[GIVEN PROBLEM] Copy every line of the data that includes the string "index".

[INFORMATION SHOWN]
## start
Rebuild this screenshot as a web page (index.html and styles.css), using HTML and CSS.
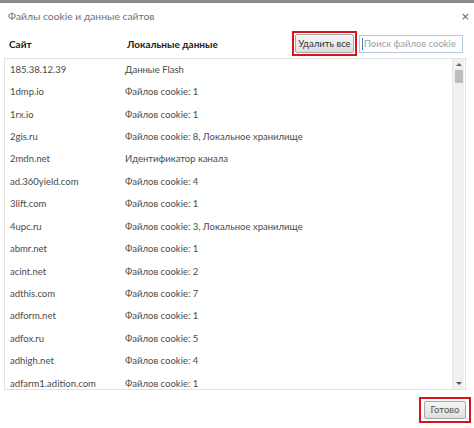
FILE: index.html
```html
<!DOCTYPE html>
<html lang="ru">
<head>
<meta charset="utf-8">
<link rel="stylesheet" href="styles.css">
</head>
<body>
<div class="topbar"></div>
<div class="dialog">
  <div class="titlebar">
    <span class="title">Файлы cookie и данные сайтов</span>
    <span class="close">×</span>
  </div>
  <div class="toolbar">
    <span class="col1 head">Сайт</span>
    <span class="col2 head">Локальные данные</span>
    <span class="mark"><button class="btn">Удалить все</button></span>
    <span class="search"><span class="caret"></span><span class="ph">Поиск файлов cookie</span></span>
  </div>
  <div class="listbox">
    <div class="rows">
      <div class="row"><span class="col1">185.38.12.39</span><span class="col2">Данные Flash</span></div>
      <div class="row"><span class="col1">1dmp.io</span><span class="col2">Файлов cookie: 1</span></div>
      <div class="row"><span class="col1">1rx.io</span><span class="col2">Файлов cookie: 1</span></div>
      <div class="row"><span class="col1">2gis.ru</span><span class="col2">Файлов cookie: 8, Локальное хранилище</span></div>
      <div class="row"><span class="col1">2mdn.net</span><span class="col2">Идентификатор канала</span></div>
      <div class="row"><span class="col1">ad.360yield.com</span><span class="col2">Файлов cookie: 4</span></div>
      <div class="row"><span class="col1">3lift.com</span><span class="col2">Файлов cookie: 1</span></div>
      <div class="row"><span class="col1">4upc.ru</span><span class="col2">Файлов cookie: 3, Локальное хранилище</span></div>
      <div class="row"><span class="col1">abmr.net</span><span class="col2">Файлов cookie: 1</span></div>
      <div class="row"><span class="col1">acint.net</span><span class="col2">Файлов cookie: 2</span></div>
      <div class="row"><span class="col1">adthis.com</span><span class="col2">Файлов cookie: 7</span></div>
      <div class="row"><span class="col1">adform.net</span><span class="col2">Файлов cookie: 1</span></div>
      <div class="row"><span class="col1">adfox.ru</span><span class="col2">Файлов cookie: 5</span></div>
      <div class="row"><span class="col1">adhigh.net</span><span class="col2">Файлов cookie: 4</span></div>
      <div class="row"><span class="col1">adfarm1.adition.com</span><span class="col2">Файлов cookie: 1</span></div>
      <div class="row"><span class="col1">adlooxtracking.com</span><span class="col2">Файлов cookie: 1</span></div>
    </div>
    <div class="scrollbar">
      <span class="arrow up"></span>
      <span class="thumb"></span>
      <span class="track"></span>
      <span class="arrow down"></span>
    </div>
  </div>
  <div class="footer">
    <span class="mark wide"><button class="btn done">Готово</button></span>
  </div>
</div>
</body>
</html>
```

FILE: styles.css
```css
html, body {
  margin: 0;
  padding: 0;
  background: #fff;
}
body {
  font-family: Lato, "Open Sans", sans-serif;
  font-size: 9.5px;
  color: #4a4a4a;
}
.topbar {
  height: 3px;
  background: #8c8c8c;
}
.dialog {
  padding: 0 8px 0 4px;
}
.titlebar {
  display: flex;
  align-items: center;
  justify-content: space-between;
  height: 26px;
  padding-left: 4px;
}
.title {
  color: #707070;
  font-size: 10.3px;
}
.close {
  color: #666;
  font-size: 11px;
  margin-right: -4px;
  font-family: "DejaVu Sans", sans-serif;
}
.toolbar {
  display: flex;
  align-items: center;
  height: 29px;
}
.col1 {
  width: 118px;
  padding-left: 5px;
  flex: none;
}
.col2 {
  flex: 1;
  white-space: nowrap;
}
.head {
  font-weight: 700;
  color: #222;
  font-size: 10px;
}
.mark {
  display: flex;
  border: 2px solid #d8131c;
  padding: 1px;
}
.mark.wide {
  padding: 2px 3px;
}
.btn {
  font-family: inherit;
  font-size: 9.5px;
  color: #333;
  height: 19px;
  width: 59px;
  padding: 0;
  border: 1px solid #a8a8a8;
  border-radius: 2px;
  background: linear-gradient(#f6f6f6, #dedede);
  line-height: 16px;
}
.search {
  display: flex;
  align-items: center;
  width: 104px;
  height: 18px;
  box-sizing: border-box;
  border: 1px solid #b8c8de;
  margin-left: 2px;
  margin-right: 3px;
  padding-left: 2px;
  overflow: hidden;
}
.caret {
  width: 1px;
  height: 12px;
  background: #4a7fd0;
  margin-right: 1px;
  flex: none;
}
.ph {
  color: #a0a0a0;
  white-space: nowrap;
}
.listbox {
  display: flex;
  height: 332px;
  box-sizing: border-box;
  border: 1px solid #e2e2e2;
  overflow: hidden;
}
.rows {
  flex: 1;
  overflow: hidden;
  margin-top: -1px;
}
.row {
  display: flex;
  align-items: center;
  height: 22.43px;
  white-space: nowrap;
}
.row .col1 {
  width: 115px;
}
.scrollbar {
  width: 11px;
  margin-right: 1px;
  display: flex;
  flex-direction: column;
  align-items: center;
  background: #f0f0f0;
  border-left: 1px solid #e6e6e6;
}
.arrow {
  width: 0;
  height: 0;
  border-left: 3px solid transparent;
  border-right: 3px solid transparent;
  margin: 4px 0;
}
.up {
  border-bottom: 3px solid #666;
}
.down {
  border-top: 3px solid #555;
}
.thumb {
  width: 8px;
  height: 13px;
  background: #bdbdbd;
}
.track {
  flex: 1;
}
.footer {
  display: flex;
  justify-content: flex-end;
  padding-top: 7px;
  margin-right: -5px;
}
.done {
  width: 42px;
  height: 18px;
  color: #555;
}
```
## end
[FULL RESPONSE]
Rebuild this screenshot as a web page (index.html and styles.css), using HTML and CSS.
FILE: index.html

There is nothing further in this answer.